• _TO BE DONE_
Your job is to retype all of the data word for word, leaving every image out.

··· RAW DATA

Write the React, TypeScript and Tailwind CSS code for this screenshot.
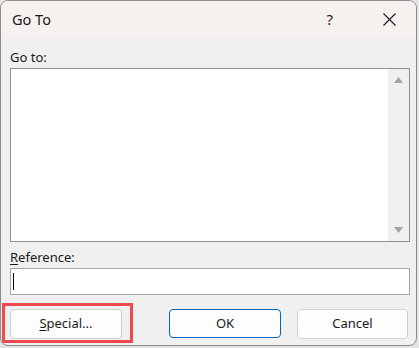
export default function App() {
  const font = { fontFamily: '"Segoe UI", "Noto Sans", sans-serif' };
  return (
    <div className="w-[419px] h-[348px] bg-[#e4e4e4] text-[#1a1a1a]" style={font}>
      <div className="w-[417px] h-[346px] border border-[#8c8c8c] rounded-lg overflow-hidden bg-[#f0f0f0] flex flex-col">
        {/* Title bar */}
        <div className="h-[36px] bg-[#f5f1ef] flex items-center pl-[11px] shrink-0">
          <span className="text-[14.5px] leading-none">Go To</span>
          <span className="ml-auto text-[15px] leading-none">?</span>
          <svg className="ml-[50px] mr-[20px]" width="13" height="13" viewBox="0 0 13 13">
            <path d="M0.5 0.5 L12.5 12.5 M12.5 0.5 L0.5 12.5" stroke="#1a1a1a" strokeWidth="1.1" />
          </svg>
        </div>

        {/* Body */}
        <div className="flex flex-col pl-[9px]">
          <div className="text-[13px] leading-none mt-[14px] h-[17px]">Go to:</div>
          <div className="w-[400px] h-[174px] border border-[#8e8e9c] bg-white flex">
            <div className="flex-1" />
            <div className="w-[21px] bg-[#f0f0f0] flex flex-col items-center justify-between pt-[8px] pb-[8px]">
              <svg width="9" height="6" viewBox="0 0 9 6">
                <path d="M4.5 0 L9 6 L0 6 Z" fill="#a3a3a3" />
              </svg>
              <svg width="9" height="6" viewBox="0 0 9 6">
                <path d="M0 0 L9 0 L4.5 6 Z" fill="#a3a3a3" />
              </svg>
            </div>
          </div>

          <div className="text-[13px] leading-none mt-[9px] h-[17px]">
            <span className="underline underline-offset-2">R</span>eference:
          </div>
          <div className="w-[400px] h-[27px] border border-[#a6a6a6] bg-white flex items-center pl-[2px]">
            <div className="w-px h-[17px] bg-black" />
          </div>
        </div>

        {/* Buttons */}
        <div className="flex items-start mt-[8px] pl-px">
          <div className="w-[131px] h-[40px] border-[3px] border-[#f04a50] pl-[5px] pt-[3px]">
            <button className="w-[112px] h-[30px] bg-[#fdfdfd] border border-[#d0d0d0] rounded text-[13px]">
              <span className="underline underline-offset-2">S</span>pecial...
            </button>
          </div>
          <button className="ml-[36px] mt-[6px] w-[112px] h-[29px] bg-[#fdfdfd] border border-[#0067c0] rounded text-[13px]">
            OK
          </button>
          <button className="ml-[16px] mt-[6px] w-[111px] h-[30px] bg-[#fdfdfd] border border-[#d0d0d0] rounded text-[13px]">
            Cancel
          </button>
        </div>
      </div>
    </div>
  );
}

······

• _PROBLEM SOLUTION_
Write the React, TypeScript and Tailwind CSS code for this screenshot.
export default function App() {
  const font = { fontFamily: '"Segoe UI", "Noto Sans", sans-serif' };
  return (
    <div className="w-[419px] h-[348px] bg-[#e4e4e4] text-[#1a1a1a]" style={font}>
      <div className="w-[417px] h-[346px] border border-[#8c8c8c] rounded-lg overflow-hidden bg-[#f0f0f0] flex flex-col">
        {/* Title bar */}
        <div className="h-[36px] bg-[#f5f1ef] flex items-center pl-[11px] shrink-0">
          <span className="text-[14.5px] leading-none">Go To</span>
          <span className="ml-auto text-[15px] leading-none">?</span>
          <svg className="ml-[50px] mr-[20px]" width="13" height="13" viewBox="0 0 13 13">
            <path d="M0.5 0.5 L12.5 12.5 M12.5 0.5 L0.5 12.5" stroke="#1a1a1a" strokeWidth="1.1" />
          </svg>
        </div>

        {/* Body */}
        <div className="flex flex-col pl-[9px]">
          <div className="text-[13px] leading-none mt-[14px] h-[17px]">Go to:</div>
          <div className="w-[400px] h-[174px] border border-[#8e8e9c] bg-white flex">
            <div className="flex-1" />
            <div className="w-[21px] bg-[#f0f0f0] flex flex-col items-center justify-between pt-[8px] pb-[8px]">
              <svg width="9" height="6" viewBox="0 0 9 6">
                <path d="M4.5 0 L9 6 L0 6 Z" fill="#a3a3a3" />
              </svg>
              <svg width="9" height="6" viewBox="0 0 9 6">
                <path d="M0 0 L9 0 L4.5 6 Z" fill="#a3a3a3" />
              </svg>
            </div>
          </div>

          <div className="text-[13px] leading-none mt-[9px] h-[17px]">
            <span className="underline underline-offset-2">R</span>eference:
          </div>
          <div className="w-[400px] h-[27px] border border-[#a6a6a6] bg-white flex items-center pl-[2px]">
            <div className="w-px h-[17px] bg-black" />
          </div>
        </div>

        {/* Buttons */}
        <div className="flex items-start mt-[8px] pl-px">
          <div className="w-[131px] h-[40px] border-[3px] border-[#f04a50] pl-[5px] pt-[3px]">
            <button className="w-[112px] h-[30px] bg-[#fdfdfd] border border-[#d0d0d0] rounded text-[13px]">
              <span className="underline underline-offset-2">S</span>pecial...
            </button>
          </div>
          <button className="ml-[36px] mt-[6px] w-[112px] h-[29px] bg-[#fdfdfd] border border-[#0067c0] rounded text-[13px]">
            OK
          </button>
          <button className="ml-[16px] mt-[6px] w-[111px] h-[30px] bg-[#fdfdfd] border border-[#d0d0d0] rounded text-[13px]">
            Cancel
          </button>
        </div>
      </div>
    </div>
  );
}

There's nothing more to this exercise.